Beniamino Di Martino, Società e Stato nel magistero di Pio XII

Abstract – Eugenio Pacelli was born a hundred and forty years ago, in March 1876, and was elected Pope in 1939, assuming the name of Pius XII. He represented one of the major figures of the Twentieth Century, during the tragic period of nationalism, totalitarianism, total politics and subsequent world wars. Many studies, even if not always favorable, have already been conducted on Pope Pacelli’s personality and on his office. Notwithstanding some prejudices, some progresses have also brought new acknowledgements to the conduct of the Pope who led the Church during the tragic years of the Second World War and of the Soviet attempt to extend its dominion during following period. The focus of this essay is the concept of society and of State as emerged during Pope Pius XII’s office. Something worth mentioning is that during his pontificate Pope Pius XII never issued any encyclical letter specifically dedicated to a social theme. However, many times and in a profound way did he express his teaching concerning socio-political matters through his famous radio messages, many addresses as well as in many different occasions.

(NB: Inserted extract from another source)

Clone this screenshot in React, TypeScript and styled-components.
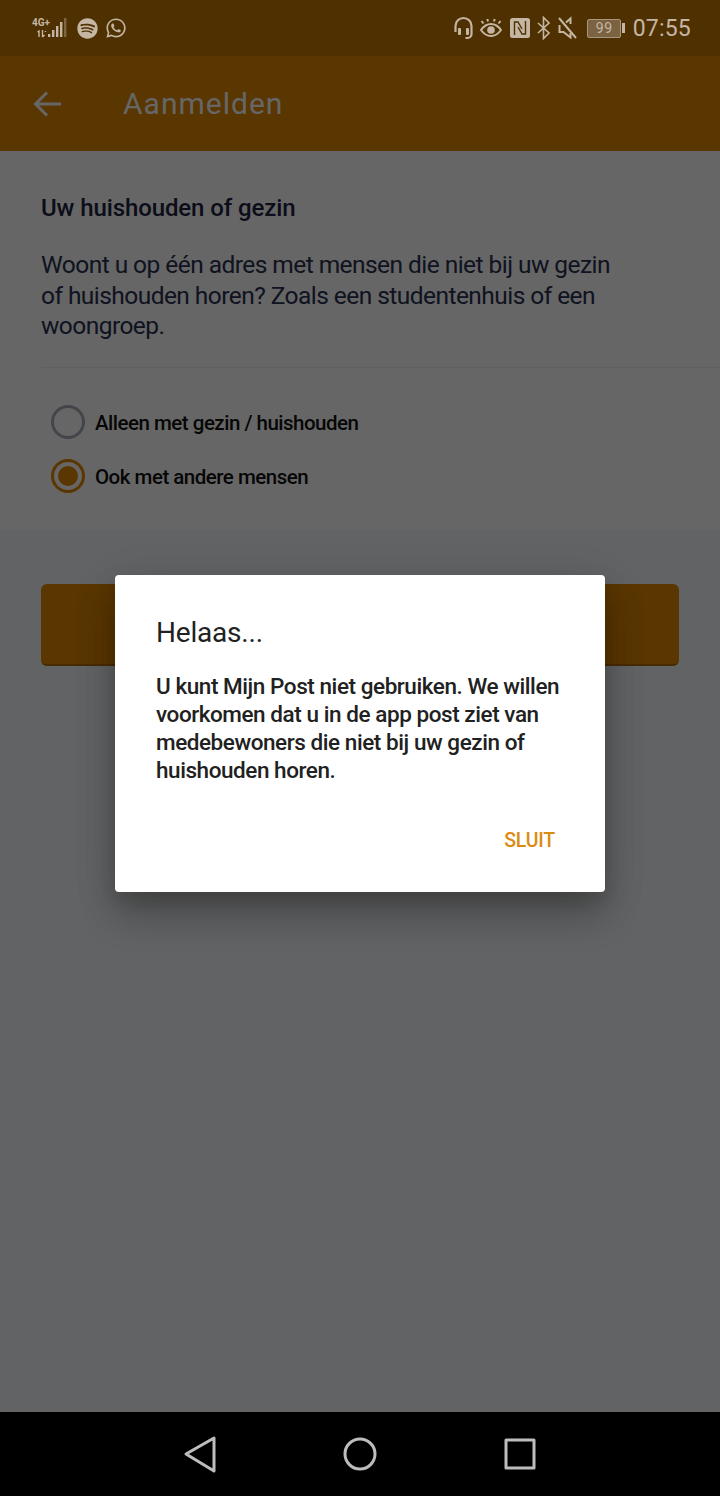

Rustam Kasyanov ed Ekaterina Torkunova, La questione dei diritti umani nello spazio post-sovietico

Abstract – Following the collapse of the Soviet Union, the so-called “post-Soviet space” has undergone several processes of political, economic, social, cultural as well as juridical transformation. The economic relations, as well as the ones among the citizens of the new independent States, remain very tight. Major developments are to be found in the economic sector, with the Eurasian Economic Union (EAEU) representing the most recent community of this kind. However, the respect of a set of values, rights and fundamental freedoms is the only key allowing the evolution towards a higher level of integration: the essay is mainly focused on the evaluation of this aspect and of the agreements and tools developed in the context of the international organizations operating in the post-Soviet space (EAEU and the Commonwealth of Independent States).